La morte misteriosa dei giornalisti che volevano raccontare l'Isis

Aveva scelto con coraggio di raccontare dal di dentro gli orrori dell’Isis, e per farlo usava Facebook e Twitter. Aveva 30 anni, era musulmana, curda di origine, indossava il velo, ed era l’unica giornalista indipendente donna che ha avuto il coraggio di sfidare il Califfo e i suoi seguaci rimanendo a Raqqa. Tutto quello che si sa della vita nella roccaforte siriana dello Stato Islamico lo si deve anche a lei. Almeno tutto quello che è arrivato a noi fino a tre mesi fa. Perché la morte di Nissan Ibrahim, pseudonimo di Ruqia Hassan, risalirebbe a tre mesi fa.
"Nissan Ibrahim" Syrian activist from #Raqqa has been executed in Raqqa city by #IS #RIP . pic.twitter.com/KM8dEILMtr
— الرقة تذبح بصمت (@Raqqa_SL) 2 Gennaio 2016
Lo pseudonimo. Le cronache che hanno reso noto il suo pseudonimo erano articoli ironici e al tempo stesso carichi di speranza. L’arma più temuta in possesso di Ruqia era il suo sorriso, che mostrava con fierezza su un viso luminoso e dai grandi occhi scuri, incorniciato dall’hijab. L’Isis la considerava una spia dei ribelli, forse perché nel 2011, dopo aver studiato filosofia all’università di Aleppo, aveva prese parte ai movimenti di protesta contro Assad. L’esecuzione di questa donna coraggiosa che ha deciso di non abbandonare la sua città, combattendo due nemici – il regime e l’Isis – è unica nel suo genere poiché è la prima volta che il sedicente Stato Islamico condanna a morte una giornalista-cittadina per aver svolto giornalismo nel territorio dell’autoproclamato Califfato.
L’ultimo post su Facebook. Su Facebook lo scorso mese di luglio Ruqia parla della guerra al Wi-Fi dichiarata dai jihadisti in città. La traduzione del post, diffusa dall’Independent, suona più o meno così: «Avanti tagliateci internet, i nostri piccioni viaggiatori non se ne lamenteranno». Pare che questo sia l’ultimo post scritto dalla donna: gli jihadisti poi avrebbero preso il controllo del suo profilo, continuando ad aggiornarlo fino a una settimana fa per comunicare con quanti la credevano ancora viva.
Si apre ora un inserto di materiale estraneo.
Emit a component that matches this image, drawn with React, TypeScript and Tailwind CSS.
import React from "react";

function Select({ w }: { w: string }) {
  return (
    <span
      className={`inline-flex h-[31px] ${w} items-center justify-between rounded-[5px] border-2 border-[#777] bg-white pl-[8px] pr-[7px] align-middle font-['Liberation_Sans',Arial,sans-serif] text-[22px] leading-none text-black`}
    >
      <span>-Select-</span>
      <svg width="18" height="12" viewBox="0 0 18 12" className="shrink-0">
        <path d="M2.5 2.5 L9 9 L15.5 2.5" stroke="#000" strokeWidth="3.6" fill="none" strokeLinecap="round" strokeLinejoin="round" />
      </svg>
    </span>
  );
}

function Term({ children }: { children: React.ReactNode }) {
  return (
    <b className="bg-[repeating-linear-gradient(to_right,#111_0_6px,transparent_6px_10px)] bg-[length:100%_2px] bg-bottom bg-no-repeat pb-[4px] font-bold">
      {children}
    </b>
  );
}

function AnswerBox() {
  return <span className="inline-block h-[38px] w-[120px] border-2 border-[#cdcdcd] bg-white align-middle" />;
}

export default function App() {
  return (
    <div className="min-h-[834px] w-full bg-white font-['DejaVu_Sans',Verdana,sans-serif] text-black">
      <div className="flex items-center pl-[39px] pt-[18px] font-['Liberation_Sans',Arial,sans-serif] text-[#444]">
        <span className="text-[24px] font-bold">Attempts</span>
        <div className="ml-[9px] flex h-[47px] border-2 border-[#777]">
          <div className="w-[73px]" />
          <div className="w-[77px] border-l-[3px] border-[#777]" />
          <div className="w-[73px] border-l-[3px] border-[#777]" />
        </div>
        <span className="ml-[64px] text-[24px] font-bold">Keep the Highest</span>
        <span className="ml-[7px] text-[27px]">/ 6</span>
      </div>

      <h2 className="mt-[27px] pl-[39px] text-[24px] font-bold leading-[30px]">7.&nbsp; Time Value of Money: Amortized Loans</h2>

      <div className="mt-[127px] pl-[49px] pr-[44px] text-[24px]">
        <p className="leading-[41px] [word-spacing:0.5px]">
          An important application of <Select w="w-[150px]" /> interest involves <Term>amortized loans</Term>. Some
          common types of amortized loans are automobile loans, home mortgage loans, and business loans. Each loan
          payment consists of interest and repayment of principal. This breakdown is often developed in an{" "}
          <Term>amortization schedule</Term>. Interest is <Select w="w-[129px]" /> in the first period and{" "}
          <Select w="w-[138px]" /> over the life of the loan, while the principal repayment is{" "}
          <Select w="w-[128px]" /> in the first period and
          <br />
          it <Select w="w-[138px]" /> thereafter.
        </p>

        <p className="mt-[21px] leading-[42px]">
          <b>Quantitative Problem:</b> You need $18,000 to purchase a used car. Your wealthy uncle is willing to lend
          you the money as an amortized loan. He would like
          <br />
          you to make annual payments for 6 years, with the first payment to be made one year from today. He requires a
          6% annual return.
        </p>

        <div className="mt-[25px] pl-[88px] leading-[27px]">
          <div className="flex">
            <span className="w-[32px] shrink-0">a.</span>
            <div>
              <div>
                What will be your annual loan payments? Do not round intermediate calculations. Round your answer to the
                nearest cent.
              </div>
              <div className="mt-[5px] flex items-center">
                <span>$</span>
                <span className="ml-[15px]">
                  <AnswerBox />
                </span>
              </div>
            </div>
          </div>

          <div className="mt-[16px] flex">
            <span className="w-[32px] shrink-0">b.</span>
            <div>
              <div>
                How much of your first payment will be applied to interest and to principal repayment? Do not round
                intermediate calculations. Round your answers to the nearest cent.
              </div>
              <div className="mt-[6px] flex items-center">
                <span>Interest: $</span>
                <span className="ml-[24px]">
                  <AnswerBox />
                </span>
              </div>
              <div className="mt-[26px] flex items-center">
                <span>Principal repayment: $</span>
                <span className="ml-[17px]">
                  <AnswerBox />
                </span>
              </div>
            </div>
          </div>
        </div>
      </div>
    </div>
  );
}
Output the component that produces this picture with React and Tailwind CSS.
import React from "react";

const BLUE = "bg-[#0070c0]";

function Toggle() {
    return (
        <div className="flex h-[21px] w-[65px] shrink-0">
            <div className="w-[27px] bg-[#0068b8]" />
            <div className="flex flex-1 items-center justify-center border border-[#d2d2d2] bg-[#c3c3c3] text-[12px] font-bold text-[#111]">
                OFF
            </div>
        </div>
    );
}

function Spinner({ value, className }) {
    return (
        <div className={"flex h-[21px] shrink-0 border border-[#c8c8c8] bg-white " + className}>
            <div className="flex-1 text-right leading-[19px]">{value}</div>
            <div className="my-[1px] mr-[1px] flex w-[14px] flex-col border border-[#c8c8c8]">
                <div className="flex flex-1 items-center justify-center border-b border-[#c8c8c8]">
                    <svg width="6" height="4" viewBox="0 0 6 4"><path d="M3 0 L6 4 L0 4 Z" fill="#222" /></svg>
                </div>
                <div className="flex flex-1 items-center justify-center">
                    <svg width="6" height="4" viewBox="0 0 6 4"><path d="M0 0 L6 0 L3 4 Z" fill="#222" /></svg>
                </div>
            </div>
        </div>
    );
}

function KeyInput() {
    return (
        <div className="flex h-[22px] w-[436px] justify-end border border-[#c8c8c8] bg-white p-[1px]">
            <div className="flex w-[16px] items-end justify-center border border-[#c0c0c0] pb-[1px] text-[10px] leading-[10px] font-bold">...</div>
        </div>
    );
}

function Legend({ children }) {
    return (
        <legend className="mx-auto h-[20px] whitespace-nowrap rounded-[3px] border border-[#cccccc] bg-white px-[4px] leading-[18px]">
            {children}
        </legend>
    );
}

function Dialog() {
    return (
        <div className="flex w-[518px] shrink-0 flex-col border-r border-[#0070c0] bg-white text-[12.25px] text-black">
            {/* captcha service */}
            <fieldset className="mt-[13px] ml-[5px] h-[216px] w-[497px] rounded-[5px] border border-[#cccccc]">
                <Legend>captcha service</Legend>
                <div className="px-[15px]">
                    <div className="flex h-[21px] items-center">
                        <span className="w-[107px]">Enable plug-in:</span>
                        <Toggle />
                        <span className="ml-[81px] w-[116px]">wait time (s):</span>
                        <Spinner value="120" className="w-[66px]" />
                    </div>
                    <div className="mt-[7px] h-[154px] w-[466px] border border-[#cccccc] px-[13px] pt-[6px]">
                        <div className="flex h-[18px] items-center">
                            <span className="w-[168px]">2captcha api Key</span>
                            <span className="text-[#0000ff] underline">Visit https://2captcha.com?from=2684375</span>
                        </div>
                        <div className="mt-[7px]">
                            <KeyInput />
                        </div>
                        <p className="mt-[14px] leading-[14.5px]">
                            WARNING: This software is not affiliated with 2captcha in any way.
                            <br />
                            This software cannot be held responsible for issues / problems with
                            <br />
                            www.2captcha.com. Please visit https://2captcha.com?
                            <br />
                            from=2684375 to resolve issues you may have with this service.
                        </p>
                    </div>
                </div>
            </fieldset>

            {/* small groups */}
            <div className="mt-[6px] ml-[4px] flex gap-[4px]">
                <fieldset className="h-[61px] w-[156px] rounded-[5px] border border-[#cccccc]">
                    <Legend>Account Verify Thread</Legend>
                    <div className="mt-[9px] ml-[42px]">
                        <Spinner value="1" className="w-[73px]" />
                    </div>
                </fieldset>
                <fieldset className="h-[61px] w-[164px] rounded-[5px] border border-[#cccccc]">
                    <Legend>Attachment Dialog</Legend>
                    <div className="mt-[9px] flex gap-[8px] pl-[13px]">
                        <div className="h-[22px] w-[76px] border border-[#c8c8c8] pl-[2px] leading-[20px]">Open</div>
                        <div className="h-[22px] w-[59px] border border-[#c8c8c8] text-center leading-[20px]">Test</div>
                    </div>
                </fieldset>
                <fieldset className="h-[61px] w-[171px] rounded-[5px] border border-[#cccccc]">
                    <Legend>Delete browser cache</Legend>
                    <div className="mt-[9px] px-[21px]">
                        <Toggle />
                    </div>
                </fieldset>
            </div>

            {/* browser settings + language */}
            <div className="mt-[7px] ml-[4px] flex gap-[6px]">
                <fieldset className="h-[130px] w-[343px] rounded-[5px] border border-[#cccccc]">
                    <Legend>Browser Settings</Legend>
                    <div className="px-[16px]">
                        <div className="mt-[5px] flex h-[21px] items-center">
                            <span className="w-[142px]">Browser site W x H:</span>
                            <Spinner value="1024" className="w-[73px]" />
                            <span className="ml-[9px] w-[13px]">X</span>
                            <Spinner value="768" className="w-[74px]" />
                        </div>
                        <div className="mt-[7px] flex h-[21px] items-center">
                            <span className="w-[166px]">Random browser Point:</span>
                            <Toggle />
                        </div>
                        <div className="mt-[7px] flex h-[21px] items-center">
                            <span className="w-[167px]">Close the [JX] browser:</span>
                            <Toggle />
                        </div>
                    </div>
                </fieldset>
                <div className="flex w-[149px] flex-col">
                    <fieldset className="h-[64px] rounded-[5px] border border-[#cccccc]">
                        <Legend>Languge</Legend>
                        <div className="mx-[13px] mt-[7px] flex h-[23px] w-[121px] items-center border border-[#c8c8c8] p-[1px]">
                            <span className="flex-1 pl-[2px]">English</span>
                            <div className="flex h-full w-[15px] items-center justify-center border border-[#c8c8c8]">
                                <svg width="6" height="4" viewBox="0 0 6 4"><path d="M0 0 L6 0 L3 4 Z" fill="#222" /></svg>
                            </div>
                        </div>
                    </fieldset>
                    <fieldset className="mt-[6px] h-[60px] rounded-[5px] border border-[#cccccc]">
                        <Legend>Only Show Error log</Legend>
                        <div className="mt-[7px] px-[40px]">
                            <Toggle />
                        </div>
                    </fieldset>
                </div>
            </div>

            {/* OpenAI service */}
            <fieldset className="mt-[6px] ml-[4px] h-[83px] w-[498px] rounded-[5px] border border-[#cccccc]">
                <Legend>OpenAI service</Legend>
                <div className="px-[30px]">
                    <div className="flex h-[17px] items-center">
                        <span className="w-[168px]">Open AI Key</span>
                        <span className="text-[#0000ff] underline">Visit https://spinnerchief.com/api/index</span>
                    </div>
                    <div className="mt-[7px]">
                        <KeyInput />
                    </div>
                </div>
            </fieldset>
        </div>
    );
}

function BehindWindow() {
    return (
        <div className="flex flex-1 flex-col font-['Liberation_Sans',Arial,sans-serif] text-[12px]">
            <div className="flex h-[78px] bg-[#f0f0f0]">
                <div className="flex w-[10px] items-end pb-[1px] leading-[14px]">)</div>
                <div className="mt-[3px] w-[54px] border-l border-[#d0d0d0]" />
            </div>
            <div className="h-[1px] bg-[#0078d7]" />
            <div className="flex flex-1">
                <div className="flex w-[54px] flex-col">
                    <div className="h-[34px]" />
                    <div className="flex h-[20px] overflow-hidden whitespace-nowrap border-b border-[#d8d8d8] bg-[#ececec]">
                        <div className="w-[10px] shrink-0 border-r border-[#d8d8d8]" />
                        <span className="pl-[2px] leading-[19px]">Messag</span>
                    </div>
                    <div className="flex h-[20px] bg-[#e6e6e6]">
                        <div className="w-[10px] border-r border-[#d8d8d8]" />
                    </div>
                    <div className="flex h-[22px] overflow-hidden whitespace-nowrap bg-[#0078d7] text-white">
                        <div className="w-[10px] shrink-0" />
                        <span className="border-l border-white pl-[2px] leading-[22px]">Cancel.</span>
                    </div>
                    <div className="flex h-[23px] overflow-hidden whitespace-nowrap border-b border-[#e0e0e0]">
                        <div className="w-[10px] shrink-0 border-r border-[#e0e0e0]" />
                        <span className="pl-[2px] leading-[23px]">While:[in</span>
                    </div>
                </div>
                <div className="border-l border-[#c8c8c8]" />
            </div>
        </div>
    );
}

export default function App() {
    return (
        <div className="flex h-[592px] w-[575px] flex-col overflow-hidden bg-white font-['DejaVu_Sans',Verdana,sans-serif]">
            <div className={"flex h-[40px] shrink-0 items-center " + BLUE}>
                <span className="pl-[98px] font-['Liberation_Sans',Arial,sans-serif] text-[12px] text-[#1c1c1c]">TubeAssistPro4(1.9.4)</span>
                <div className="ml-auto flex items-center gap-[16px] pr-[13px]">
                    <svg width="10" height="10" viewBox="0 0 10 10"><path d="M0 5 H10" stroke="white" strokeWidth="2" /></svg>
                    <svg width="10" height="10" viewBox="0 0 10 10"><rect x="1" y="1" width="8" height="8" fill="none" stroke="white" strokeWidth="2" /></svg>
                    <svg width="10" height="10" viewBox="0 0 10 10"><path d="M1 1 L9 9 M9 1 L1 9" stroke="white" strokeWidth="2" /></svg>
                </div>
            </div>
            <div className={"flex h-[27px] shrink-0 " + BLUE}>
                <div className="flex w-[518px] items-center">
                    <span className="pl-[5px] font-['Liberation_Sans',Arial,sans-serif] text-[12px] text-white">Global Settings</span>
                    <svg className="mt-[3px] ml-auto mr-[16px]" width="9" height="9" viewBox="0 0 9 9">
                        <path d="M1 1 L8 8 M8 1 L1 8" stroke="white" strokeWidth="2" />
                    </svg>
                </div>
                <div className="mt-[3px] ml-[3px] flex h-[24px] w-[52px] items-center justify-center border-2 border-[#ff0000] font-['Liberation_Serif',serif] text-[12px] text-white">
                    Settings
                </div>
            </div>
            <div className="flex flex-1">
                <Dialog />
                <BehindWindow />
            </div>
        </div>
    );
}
Stessa fine anche per Naji Jerf. Ruqia non è l’unica giornalista uccisa per aver parlato dello Stato Islamico. La stessa sorte è toccata a Naji Jerf, un reporter autore di documentari anti Isis. È stato ammazzato a Gaziantep, in Turchia al confine con la Siria, dove aveva trovato rifugio dopo essere scappato da Raqqa. Jerf era il fondatore dell’associazione “Raqqa viene massacrata in silenzio”, che dall'aprile del 2014 racconta in clandestinità come i jihadisti operano nella città del nord della Siria, considerata la loro capitale. Pochi giorni prima di essere assassinato aveva ottenuto un visto da rifugiato per sé e la sua famiglia dalla Francia e avrebbe dovuto trasferirsi a Parigi.
“Raqqa viene massacrata in silenzio”. Anche Jerf, come Ruqia, era un “citizen journalist” e insieme ad altri cittadini di Raqqa aveva dato vita a un’associazione di cronisti anonimi per documentare gli orrori dei jihadisti. Anche Ruqia vi collaborava. Recentemente il loro lavoro era stato premiato con il prestigioso Press Freedom Award. Proprio per il loro lavoro di informazione l’associazione era finita nel mirino dei terroristi islamisti. Se Ruqia aveva scelto i social network per raccontare la vita a Raqqa, Jerf mostrava la Siria dall’occhio della sua telecamera, denunciando l’Isis e non risparmiando critiche e attacchi al governo di Assad. Proprio le sue prese di posizione contro il regime gli valsero, nel 2012, l’arresto e la tortura nelle carceri di Damasco.
Ancora una volta la Turchia nel mirino. Quello che fa scalpore nel caso di Jerf sono le modalità con cui è stato assassinato. L’omicidio non è avvenuto a Raqqa, come nel caso di Ruqia, ma in Turchia, proprio mentre il giornalista era in procinto di lasciare il Paese perché rifugiato politico. C’è chi ha visto nel gesto una responsabilità di Ankara, più volte ritenuta complice di coprire gli orrori e favorire in qualche modo l’Isis. Di sicuro è palese la facilità di movimento degli islamisti in territorio turco. Non è la prima volta, infatti, che attivisti di “Raqqa viene massacrata in silenzio” sono morti in Turchia, nel silenzio assordante della comunità internazionale.